### What is expected
Collect each line of the entries that holds the string "styles".

### Material for this exercise
[start]

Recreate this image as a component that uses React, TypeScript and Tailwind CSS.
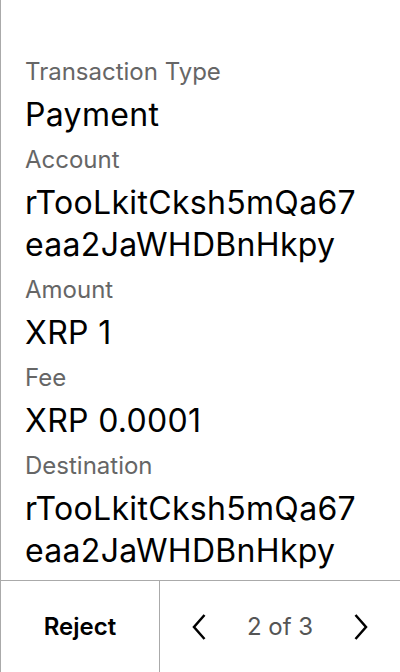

[end]
[start]

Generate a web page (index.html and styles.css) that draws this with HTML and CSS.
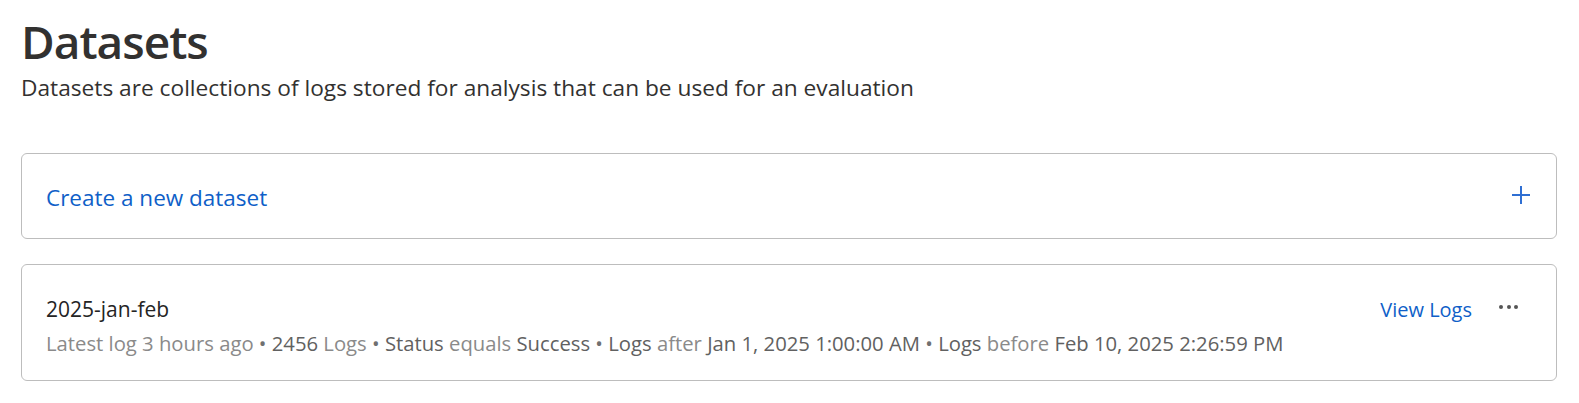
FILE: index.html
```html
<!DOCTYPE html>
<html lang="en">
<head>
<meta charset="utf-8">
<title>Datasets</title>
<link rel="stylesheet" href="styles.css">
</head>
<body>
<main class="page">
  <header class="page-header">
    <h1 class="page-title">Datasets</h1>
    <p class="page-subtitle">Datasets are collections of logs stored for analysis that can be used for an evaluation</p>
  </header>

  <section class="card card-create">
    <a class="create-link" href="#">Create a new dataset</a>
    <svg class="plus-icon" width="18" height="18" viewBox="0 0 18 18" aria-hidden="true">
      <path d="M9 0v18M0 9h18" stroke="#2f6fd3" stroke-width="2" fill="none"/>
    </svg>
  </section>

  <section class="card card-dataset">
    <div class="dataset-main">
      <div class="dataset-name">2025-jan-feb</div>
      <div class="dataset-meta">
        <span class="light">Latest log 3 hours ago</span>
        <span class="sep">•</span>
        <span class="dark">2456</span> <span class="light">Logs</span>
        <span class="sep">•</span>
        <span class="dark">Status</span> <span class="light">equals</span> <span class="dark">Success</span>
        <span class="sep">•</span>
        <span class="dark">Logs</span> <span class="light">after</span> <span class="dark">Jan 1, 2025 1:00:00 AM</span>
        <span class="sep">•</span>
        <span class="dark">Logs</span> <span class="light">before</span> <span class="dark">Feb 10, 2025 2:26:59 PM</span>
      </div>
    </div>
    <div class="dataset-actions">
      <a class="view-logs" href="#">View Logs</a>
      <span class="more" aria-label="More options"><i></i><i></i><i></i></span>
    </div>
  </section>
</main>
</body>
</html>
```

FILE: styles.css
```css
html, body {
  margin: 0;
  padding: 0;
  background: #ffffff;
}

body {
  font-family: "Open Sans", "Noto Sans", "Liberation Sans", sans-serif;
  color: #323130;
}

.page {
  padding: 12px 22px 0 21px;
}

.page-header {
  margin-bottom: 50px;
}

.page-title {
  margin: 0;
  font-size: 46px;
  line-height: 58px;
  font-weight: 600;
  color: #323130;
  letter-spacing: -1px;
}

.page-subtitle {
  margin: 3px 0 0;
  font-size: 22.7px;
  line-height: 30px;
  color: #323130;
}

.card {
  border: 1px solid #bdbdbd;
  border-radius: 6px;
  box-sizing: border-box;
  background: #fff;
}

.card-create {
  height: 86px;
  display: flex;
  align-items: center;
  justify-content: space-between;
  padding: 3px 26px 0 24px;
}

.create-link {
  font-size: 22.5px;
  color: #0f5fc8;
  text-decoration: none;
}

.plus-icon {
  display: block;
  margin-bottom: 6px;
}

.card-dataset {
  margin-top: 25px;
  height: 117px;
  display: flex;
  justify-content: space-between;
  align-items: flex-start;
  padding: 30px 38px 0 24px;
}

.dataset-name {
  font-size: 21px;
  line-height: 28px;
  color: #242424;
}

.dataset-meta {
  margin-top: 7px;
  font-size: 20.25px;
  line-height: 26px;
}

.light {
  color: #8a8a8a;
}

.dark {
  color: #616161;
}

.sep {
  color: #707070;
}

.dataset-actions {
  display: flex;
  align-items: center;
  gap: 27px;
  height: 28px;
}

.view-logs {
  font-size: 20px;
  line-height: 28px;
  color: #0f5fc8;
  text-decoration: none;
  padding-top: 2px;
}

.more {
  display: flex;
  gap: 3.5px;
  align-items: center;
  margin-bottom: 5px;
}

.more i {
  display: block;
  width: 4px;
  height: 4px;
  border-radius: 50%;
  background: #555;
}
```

[end]
[start]

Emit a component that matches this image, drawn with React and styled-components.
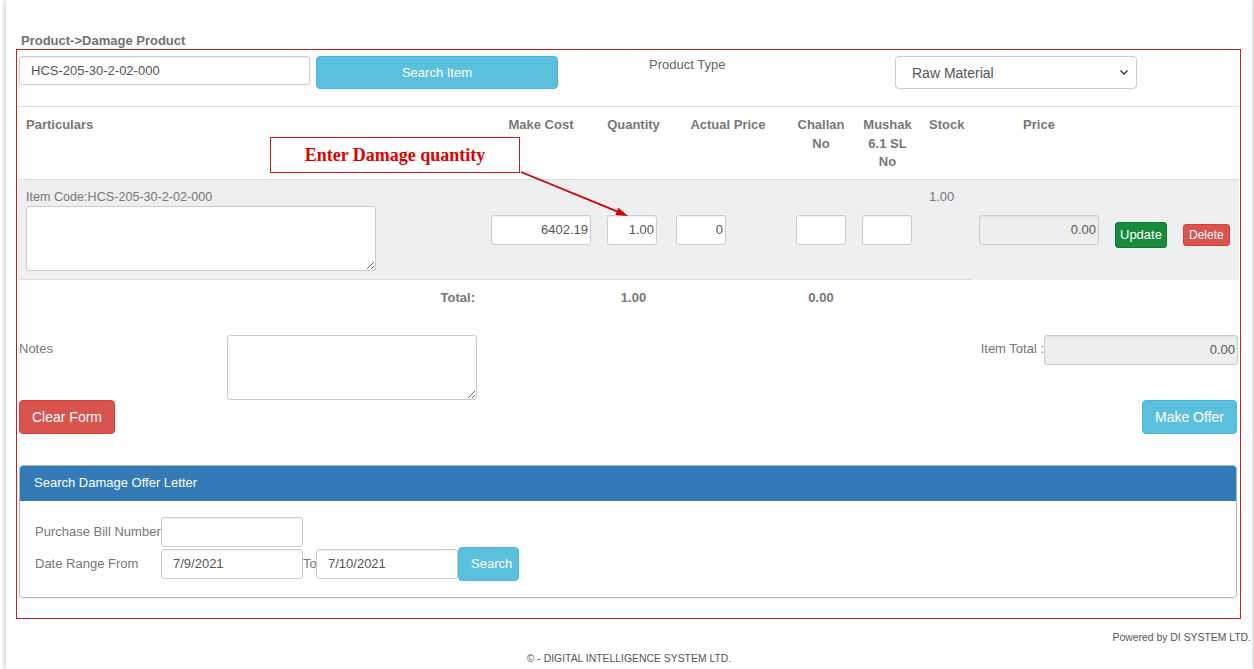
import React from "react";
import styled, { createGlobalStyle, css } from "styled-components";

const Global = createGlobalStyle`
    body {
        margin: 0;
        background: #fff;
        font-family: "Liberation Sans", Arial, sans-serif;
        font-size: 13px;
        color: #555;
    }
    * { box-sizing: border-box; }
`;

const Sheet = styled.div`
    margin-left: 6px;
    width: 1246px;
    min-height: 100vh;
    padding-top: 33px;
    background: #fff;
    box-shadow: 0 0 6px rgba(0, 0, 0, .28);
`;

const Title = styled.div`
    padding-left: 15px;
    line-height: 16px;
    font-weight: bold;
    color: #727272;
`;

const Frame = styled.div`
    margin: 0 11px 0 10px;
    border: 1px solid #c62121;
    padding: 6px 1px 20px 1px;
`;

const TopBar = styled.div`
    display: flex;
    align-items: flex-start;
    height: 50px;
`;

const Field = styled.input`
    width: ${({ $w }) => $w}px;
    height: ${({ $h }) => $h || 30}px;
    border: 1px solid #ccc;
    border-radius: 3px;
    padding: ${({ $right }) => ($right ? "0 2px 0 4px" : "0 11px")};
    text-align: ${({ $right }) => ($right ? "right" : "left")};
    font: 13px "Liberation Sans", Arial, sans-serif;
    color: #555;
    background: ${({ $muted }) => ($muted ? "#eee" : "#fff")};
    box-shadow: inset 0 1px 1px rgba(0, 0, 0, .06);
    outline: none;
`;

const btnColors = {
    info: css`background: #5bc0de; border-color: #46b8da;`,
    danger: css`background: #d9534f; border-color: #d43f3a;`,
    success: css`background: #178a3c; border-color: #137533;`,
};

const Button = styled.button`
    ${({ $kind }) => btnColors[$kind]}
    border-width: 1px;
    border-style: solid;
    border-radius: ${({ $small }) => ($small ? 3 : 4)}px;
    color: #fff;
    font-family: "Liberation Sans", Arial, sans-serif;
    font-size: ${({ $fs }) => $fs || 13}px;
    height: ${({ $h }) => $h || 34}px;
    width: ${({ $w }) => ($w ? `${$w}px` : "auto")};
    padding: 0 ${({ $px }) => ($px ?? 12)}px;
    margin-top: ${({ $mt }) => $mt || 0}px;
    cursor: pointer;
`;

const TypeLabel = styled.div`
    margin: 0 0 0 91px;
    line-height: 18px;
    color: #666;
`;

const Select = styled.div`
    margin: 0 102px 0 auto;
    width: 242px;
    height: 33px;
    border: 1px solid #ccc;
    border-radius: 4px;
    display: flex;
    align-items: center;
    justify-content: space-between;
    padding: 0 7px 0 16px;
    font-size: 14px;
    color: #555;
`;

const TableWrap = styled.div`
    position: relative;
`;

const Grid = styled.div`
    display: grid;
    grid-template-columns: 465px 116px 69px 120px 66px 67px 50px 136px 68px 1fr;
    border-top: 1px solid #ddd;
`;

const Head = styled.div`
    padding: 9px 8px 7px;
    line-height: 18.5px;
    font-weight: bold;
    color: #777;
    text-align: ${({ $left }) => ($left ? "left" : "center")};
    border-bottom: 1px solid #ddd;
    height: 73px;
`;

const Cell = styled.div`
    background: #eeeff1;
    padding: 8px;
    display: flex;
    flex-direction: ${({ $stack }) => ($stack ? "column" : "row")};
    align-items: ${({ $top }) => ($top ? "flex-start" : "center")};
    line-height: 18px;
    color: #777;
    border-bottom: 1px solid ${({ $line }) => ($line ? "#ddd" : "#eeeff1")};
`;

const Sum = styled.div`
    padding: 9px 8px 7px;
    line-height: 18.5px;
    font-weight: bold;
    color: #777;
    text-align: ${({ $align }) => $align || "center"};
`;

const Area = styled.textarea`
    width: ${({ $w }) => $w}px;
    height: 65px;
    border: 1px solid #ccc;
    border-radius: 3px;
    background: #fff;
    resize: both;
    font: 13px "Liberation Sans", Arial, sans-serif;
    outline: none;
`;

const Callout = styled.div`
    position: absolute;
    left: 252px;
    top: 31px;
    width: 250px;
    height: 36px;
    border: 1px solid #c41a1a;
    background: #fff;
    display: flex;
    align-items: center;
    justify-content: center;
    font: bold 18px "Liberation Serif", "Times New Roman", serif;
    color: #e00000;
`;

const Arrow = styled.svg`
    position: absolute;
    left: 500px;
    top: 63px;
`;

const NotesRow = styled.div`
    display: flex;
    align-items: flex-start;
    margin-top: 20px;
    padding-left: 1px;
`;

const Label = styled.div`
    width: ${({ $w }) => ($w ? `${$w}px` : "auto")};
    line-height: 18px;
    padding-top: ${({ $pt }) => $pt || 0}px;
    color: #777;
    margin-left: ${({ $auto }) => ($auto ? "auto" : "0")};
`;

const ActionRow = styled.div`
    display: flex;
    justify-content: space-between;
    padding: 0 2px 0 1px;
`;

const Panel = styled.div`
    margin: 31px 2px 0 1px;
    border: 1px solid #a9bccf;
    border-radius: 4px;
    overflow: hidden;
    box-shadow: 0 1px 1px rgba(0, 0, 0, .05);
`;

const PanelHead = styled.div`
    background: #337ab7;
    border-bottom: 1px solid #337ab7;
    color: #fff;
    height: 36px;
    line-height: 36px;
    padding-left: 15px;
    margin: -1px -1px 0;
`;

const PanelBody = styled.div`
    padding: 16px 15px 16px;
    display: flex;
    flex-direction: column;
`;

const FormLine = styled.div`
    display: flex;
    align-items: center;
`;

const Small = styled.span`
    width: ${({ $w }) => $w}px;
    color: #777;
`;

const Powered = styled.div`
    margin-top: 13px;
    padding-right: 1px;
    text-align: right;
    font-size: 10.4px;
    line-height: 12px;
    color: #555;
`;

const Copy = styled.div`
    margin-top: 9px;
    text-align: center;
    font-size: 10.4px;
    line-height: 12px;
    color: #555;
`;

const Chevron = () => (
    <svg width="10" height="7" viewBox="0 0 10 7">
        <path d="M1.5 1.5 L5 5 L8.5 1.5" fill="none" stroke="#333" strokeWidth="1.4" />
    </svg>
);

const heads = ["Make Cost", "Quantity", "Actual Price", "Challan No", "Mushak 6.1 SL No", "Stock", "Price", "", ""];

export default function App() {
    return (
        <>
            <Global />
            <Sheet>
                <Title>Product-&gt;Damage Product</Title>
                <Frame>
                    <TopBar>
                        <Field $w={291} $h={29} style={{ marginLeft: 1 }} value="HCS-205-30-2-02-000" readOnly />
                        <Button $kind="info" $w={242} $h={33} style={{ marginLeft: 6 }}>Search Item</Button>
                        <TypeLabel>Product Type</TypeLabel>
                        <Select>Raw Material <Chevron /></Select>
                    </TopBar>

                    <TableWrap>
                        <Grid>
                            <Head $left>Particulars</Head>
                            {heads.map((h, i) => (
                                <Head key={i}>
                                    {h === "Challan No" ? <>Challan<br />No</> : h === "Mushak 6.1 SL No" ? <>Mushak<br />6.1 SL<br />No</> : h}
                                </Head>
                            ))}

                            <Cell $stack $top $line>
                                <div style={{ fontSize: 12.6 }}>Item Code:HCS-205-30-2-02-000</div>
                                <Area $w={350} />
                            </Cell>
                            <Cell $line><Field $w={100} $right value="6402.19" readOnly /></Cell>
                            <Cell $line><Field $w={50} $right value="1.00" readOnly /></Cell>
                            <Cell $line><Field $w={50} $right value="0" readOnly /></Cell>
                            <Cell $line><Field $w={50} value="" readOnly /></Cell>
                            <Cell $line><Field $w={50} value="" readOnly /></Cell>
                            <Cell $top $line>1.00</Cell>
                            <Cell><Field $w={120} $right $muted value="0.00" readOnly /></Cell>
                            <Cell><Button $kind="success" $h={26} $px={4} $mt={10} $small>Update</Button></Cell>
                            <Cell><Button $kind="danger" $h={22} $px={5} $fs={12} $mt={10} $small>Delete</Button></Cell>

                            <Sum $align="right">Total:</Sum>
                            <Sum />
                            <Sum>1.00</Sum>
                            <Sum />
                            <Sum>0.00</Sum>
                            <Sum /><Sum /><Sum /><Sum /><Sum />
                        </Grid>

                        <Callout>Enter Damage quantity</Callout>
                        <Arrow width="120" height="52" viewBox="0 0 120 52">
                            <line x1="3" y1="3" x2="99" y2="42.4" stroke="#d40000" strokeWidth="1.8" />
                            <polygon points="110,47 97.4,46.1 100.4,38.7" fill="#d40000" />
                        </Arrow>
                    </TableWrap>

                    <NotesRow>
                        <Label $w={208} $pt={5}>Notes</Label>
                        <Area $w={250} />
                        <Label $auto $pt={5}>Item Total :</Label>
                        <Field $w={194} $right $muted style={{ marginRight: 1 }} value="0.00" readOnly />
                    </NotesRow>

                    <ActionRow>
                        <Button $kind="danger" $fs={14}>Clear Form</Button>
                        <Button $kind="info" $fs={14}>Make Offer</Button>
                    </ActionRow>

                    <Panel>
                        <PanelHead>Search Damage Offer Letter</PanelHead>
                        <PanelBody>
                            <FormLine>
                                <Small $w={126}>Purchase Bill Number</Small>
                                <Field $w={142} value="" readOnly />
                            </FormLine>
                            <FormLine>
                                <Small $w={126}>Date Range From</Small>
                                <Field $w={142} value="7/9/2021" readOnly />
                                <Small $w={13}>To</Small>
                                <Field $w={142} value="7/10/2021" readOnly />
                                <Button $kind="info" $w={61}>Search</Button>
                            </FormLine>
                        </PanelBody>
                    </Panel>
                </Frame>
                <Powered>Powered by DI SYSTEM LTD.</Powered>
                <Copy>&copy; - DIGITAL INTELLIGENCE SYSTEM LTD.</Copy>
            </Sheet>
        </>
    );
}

[end]

### Answer to the exercise
Generate a web page (index.html and styles.css) that draws this with HTML and CSS.
<link rel="stylesheet" href="styles.css">
FILE: styles.css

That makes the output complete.